Tragédia, raízes
Apenas em rodapé dos televisores, chegou a informação de que o número de mortos por afogamento nas águas do Mediterrâneo já ultrapassou o milhar. Chegámos a isto: a morte de mil criaturas que tinham olhos que viam, unhas que cresciam, cérebros que sonhavam, é reduzida a uma breve linha nos baixos de um ecrã e todo o resto continua como dantes. É claro que, se chamadas a pronunciarem-se sobre o facto, as vozes oficiais ou oficiosas garantem que se trata de uma grande tragédia e, provavelmente, acrescentam que de qualquer modo a Europa não pode acolher interminavelmente todas as multidões que, vindas de África, já não apenas do seu litoral Norte mas também já do seu interior, se encaminham em direcção da Europa como náufragos em busca de uma praia que lhes salvará as vidas.
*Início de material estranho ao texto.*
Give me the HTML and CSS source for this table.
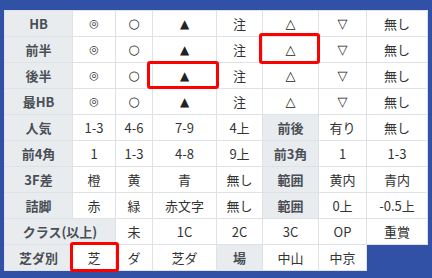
FILE: index.html
```html
<!DOCTYPE html>
<html lang="ja">
<head>
<meta charset="utf-8">
<link rel="stylesheet" href="styles.css">
</head>
<body>
<div class="wrap">
<table class="grid">
<colgroup>
<col class="c1"><col class="c2"><col class="c3"><col class="c4"><col class="c5"><col class="c6"><col class="c7"><col class="c8">
</colgroup>
<tbody>
<tr><th>HB</th><td class="sym dbl">◎</td><td class="sym">○</td><td class="sym tri">▲</td><td>注</td><td class="sym">△</td><td class="sym">▽</td><td>無し</td></tr>
<tr><th>前半</th><td class="sym dbl">◎</td><td class="sym">○</td><td class="sym tri">▲</td><td>注</td><td class="sym">△</td><td class="sym">▽</td><td>無し</td></tr>
<tr><th>後半</th><td class="sym dbl">◎</td><td class="sym">○</td><td class="sym tri">▲</td><td>注</td><td class="sym">△</td><td class="sym">▽</td><td>無し</td></tr>
<tr><th>最HB</th><td class="sym dbl">◎</td><td class="sym">○</td><td class="sym tri">▲</td><td>注</td><td class="sym">△</td><td class="sym">▽</td><td>無し</td></tr>
<tr><th>人気</th><td>1-3</td><td>4-6</td><td>7-9</td><td>4上</td><th>前後</th><td>有り</td><td>無し</td></tr>
<tr><th>前4角</th><td>1</td><td>1-3</td><td>4-8</td><td>9上</td><th>前3角</th><td>1</td><td>1-3</td></tr>
<tr><th>3F差</th><td>橙</td><td>黄</td><td>青</td><td>無し</td><th>範囲</th><td>黄内</td><td>青内</td></tr>
<tr><th>詰脚</th><td>赤</td><td>緑</td><td>赤文字</td><td>無し</td><th>範囲</th><td>0上</td><td>-0.5上</td></tr>
<tr><th colspan="2">クラス(以上)</th><td>未</td><td>1C</td><td>2C</td><td>3C</td><td>OP</td><td>重賞</td></tr>
<tr><th>芝ダ別</th><td>芝</td><td>ダ</td><td>芝ダ</td><th>場</th><td>中山</td><td>中京</td></tr>
</tbody>
</table>
<div class="mark m1"></div>
<div class="mark m2"></div>
<div class="mark m3"></div>
</div>
</body>
</html>
```
FILE: styles.css
```css
html, body {
  margin: 0;
  padding: 0;
}
body {
  background: #3151a6;
  width: 432px;
  height: 278px;
  overflow: hidden;
  font-family: "Noto Sans CJK JP", "Noto Sans", sans-serif;
  font-size: 13px;
  color: #333;
}
.wrap {
  position: relative;
  padding: 10px 0 0 4px;
}
.grid {
  border-collapse: collapse;
  table-layout: fixed;
  width: 423px;
}
.c1 { width: 68px; }
.c2 { width: 43px; }
.c3 { width: 37px; }
.c4 { width: 64px; }
.c5 { width: 46px; }
.c6 { width: 56px; }
.c7 { width: 48px; }
.c8 { width: 61px; }
.grid th,
.grid td {
  border: 1px solid #dee2e6;
  height: 25px;
  padding: 0;
  text-align: center;
  vertical-align: middle;
  line-height: 16px;
  white-space: nowrap;
}
.grid td {
  background: #fff;
  font-weight: 400;
}
.grid th {
  background: #e9ecef;
  color: #4a4f55;
  font-weight: 700;
}
.grid td.sym {
  font-family: "DejaVu Sans", sans-serif;
  font-size: 13px;
  color: #222;
}
.grid td.tri {
  font-size: 12px;
}
.grid td.dbl {
  font-size: 11px;
  color: #333;
}
.mark {
  position: absolute;
  border: 3px solid #f00;
  border-radius: 3px;
  box-sizing: border-box;
}
.m1 { left: 147px; top: 61px; width: 72px; height: 28px; }
.m2 { left: 259px; top: 33px; width: 61px; height: 31px; }
.m3 { left: 70px; top: 242px; width: 49px; height: 30px; }
```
E o facto é que, pelo menos tendencialmente, essas vozes têm razão: por mais que o argumento repugne por tresandar a egoísmo num mundo onde permanentemente se ouve a pregação da solidariedade, é certo que a Europa, como aliás qualquer espaço sujeito a imigrações, tem uma espécie de lotação limitada cuja ultrapassagem implica consequências graves. Ainda mais grave, porém, é a condenação a permanecer num espaço dominado pela fome, pela peste e pela guerra, as três sinistras rainhas apocalípticas que dominam pelo menos grande parte do continente africano acima do Equador.
Agora com máscara
Acontece, contudo, que são insuficientes a mera verificação de que ocorre uma tragédia e o acto de a registar em forma de notícia: temos a reputação de sermos bichos racionais, no mínimo «um bípede com fala e sentimentos» como escreveu Torga, e daí decorre o dever de interrogarmos o que acontece, identificar-lhe as causas e providenciar no sentido de estancar a desgraça que não é flagelo disparado do alto por um céu cruel mas sim resultado de práticas muito terrenas. Sabe-se que o continente africano não é terra desolada de uma ponta a outra, bem pelo contrário, e que a sua capacidade para gerar meios de sobrevivência é de tal ordem que está desde há séculos a ser invadida, dominada e intensamente explorada por gentes vindas do Norte, primeiro da Europa e depois do outro lado do Atlântico, que encontraram em África fontes de gigantescos lucros embolsados por troca com a manutenção de condições de miséria para as populações autóctones. Sabe-se também que esse processo tem raízes que têm globalmente um nome: é o capitalismo/imperialismo explorador em benefício do qual, com pretextos umas vezes pretensamente piedosos e outras vezes desavergonhadamente infames, se fizeram guerras, cometeram crueldades, multiplicaram imposturas. E chegámos agora aqui: a um milhar de foragidos afogados no Mediterrâneo num período de tempo relativamente breve. A situação é de tal modo grave e indignante que começa a falar-se num «Plano Marshall para a África». Será ainda o capitalismo, agora com a máscara de uma solidariedade tardia. Mas é também o tácito reconhecimento de que lhe cabe a autoria do secular crime. Vigiemos, pois, esta sua fase. Para a compreendermos e, quanto necessário, denunciá-la.